Lu, Wenqin; Jiang, Xueqin; Cao, Yuwen; Ohtsuki, Tomoaki; Bai, Enjian

doi:10.3390/electronics14132734

Open AccessArticle

Model-Driven Meta-Learning-Aided Fast Beam Prediction in Millimeter-Wave Communications

by

Wenqin Lu

^1,†,

Xueqin Jiang

^1,†,

Yuwen Cao

^1,*,

Tomoaki Ohtsuki

²

and

Enjian Bai

¹

College of Information Science and Technology, Donghua University, Shanghai 200051, China

²

Department of Information and Computer Science, Keio University, Yokohama 226-0024, Japan

^*

Author to whom correspondence should be addressed.

^†

These authors contributed equally to this work.

Electronics 2025, 14(13), 2734; https://doi.org/10.3390/electronics14132734

Submission received: 15 June 2025 / Revised: 2 July 2025 / Accepted: 3 July 2025 / Published: 7 July 2025

Download

Browse Figures

Versions Notes

Abstract

Beamforming plays a key role in improving the spectrum utilization efficiency of multi-antenna systems. However, we observe that (i) conventional beam prediction solutions suffer from high model training overhead and computational latency and thus cannot adapt quickly to changing wireless environments, and (ii) deep-learning-based beamforming may face the risk of catastrophic oblivion in dynamically changing environments, which can significantly degrade system performance. Inspired by the above challenges, we propose a continuous-learning-inspired beam prediction model for fast beamforming adaptation in dynamic downlink millimeter-wave (mmWave) communications. More specifically, we develop a meta-empirical replay (MER)-based beam prediction model. It combines empirical replay and optimization-based meta-learning. This approach optimizes the trade-offs between transmission and interference in dynamic environments, enabling effective fast beamforming adaptation. Finally, the high-performance gains brought by the proposed model in dynamic communication environments are verified through simulations. The simulation results show that our proposed model not only maintains a high-performance memory for old tasks but also adapts quickly to new tasks.

Keywords:

fast beamforming; experience replay; meta-experience replay; continual learning

1. Introduction

Massive multiple-input multiple-output (MIMO) communication stands out as an indispensable technology for the advancement of the sixth-generation (6G) mobile communication system [1,2,3,4,5,6]. This innovative approach, which leverages an extensive array of antennas, not only significantly amplifies the system’s capacity but also boosts data transmission rates. Metasurfaces [7], which can be integrated with MIMO systems to further enhance their performance by shaping the propagation environment and improving signal quality, are also gaining attention in this context. Consequently, they play a crucial role in addressing the ever-increasing demand for swift and efficient wireless communication capabilities in the forthcoming era of next-generation millimeter-wave (mmWave) systems. The strategic importance of MIMO in this context is further underscored by recent research findings as cited in references [8,9], highlighting its potential to revolutionize the landscape of wireless connectivity.

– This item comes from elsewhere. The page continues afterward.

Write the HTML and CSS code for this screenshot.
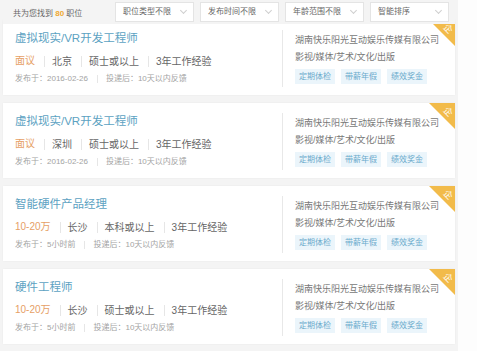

However, mmWave MIMO systems face significant challenges, including severe path loss and high user interference, which can limit coverage and degrade performance. These challenges are exacerbated by the high frequency of mmWave signals, which are highly susceptible to attenuation over distance, further complicating the deployment of reliable and efficient communication systems.

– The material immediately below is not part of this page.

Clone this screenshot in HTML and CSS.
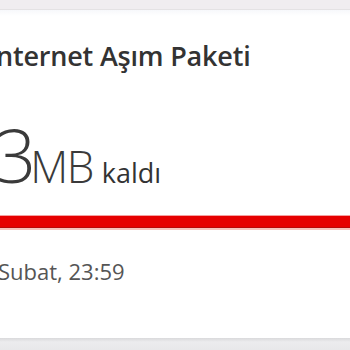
FILE: index.html
```html
<!DOCTYPE html>
<html lang="tr">
<head>
<meta charset="utf-8">
<link rel="stylesheet" href="styles.css">
</head>
<body>
<div class="page">
  <div class="topband"></div>
  <div class="card">
    <h1 class="title">İnternet Aşım Paketi</h1>
    <div class="amount"><span class="num">3</span><span class="unit">MB</span><span class="left">kaldı</span></div>
    <div class="bar"></div>
    <div class="date">Subat, 23:59</div>
  </div>
  <div class="bottomband"></div>
</div>
</body>
</html>
```
FILE: styles.css
```css
html, body {
  margin: 0;
  padding: 0;
  width: 350px;
  height: 350px;
  overflow: hidden;
  background: #e9e8ea;
}
.page {
  display: flex;
  flex-direction: column;
  height: 350px;
}
.topband {
  height: 9px;
  background: #f0edf0;
  border-bottom: 1px solid #e4e2e4;
}
.card {
  height: 328px;
  background: linear-gradient(#f7f8fb, #ffffff 6px);
  overflow: hidden;
  display: flex;
  flex-direction: column;
  font-family: "Open Sans", "Noto Sans", sans-serif;
}
.title {
  margin: 28px 0 0 -12px;
  font-size: 27px;
  font-weight: 600;
  color: #333333;
  line-height: 36px;
  white-space: nowrap;
  letter-spacing: -0.2px;
}
.amount {
  margin: 49px 0 0 -6px;
  display: flex;
  align-items: baseline;
  color: #3a3a3a;
  white-space: nowrap;
  height: 64px;
}
.num {
  font-size: 74px;
  font-weight: 300;
  line-height: 64px;
  letter-spacing: -6px;
}
.unit {
  font-size: 44px;
  font-weight: 300;
  line-height: 46px;
  letter-spacing: -1.5px;
}
.left {
  font-size: 27px;
  font-weight: 400;
  margin-left: 9px;
  color: #333333;
}
.bar {
  margin-top: 28px;
  height: 11px;
  background: #e60000;
  border-top: 1px solid #f5a0a0;
  border-bottom: 1px solid #b80808;
  box-shadow: 0 2px 0 #f6c2bc;
}
.date {
  margin: 28px 0 0 -2px;
  font-size: 22px;
  color: #555555;
  line-height: 30px;
  white-space: nowrap;
}
.bottomband {
  flex: 1;
  background: linear-gradient(#d9d9db, #ececee 4px, #e8e8ea);
}
```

Beamforming is a crucial solution to these challenges, as it can compensate for path loss and reduce multi-user interference [10]. By steering the transmission beams towards desired users and away from interfering ones, beamforming improves the signal-to-noise ratio (SNR) and enhances overall system performance. However, current beamforming optimization methods often rely on iterative solutions that suffer from slow convergence and computational delays, making them unsuitable for real-time 5G systems. Therefore, developing beamforming solutions that reduce computational burden while maintaining performance has become a critical concern. Researchers are actively exploring innovative approaches, such as leveraging machine learning and artificial intelligence techniques, to develop more efficient and adaptive beamforming algorithms. These efforts aim to strike a balance between computational complexity and performance, thereby paving the way for the successful integration of mmWave MIMO systems into future wireless networks.

In this context, the development of advanced beamforming techniques is essential for overcoming the limitations of current methods. Traditional beamforming algorithms, which often require extensive computational resources and time-consuming optimization processes, are not well-suited for the dynamic and high-frequency nature of mmWave MIMO systems. As a result, there is a growing need for new approaches that can provide real-time adaptation and optimization of beamforming parameters. Machine learning and artificial intelligence techniques offer a promising solution to this problem, as they can enable the development of adaptive beamforming algorithms that can quickly respond to changes in the communication environment. By leveraging the power of these advanced techniques, researchers aim to develop beamforming solutions that are both efficient and effective, capable of meeting the stringent requirements of next-generation wireless communication systems.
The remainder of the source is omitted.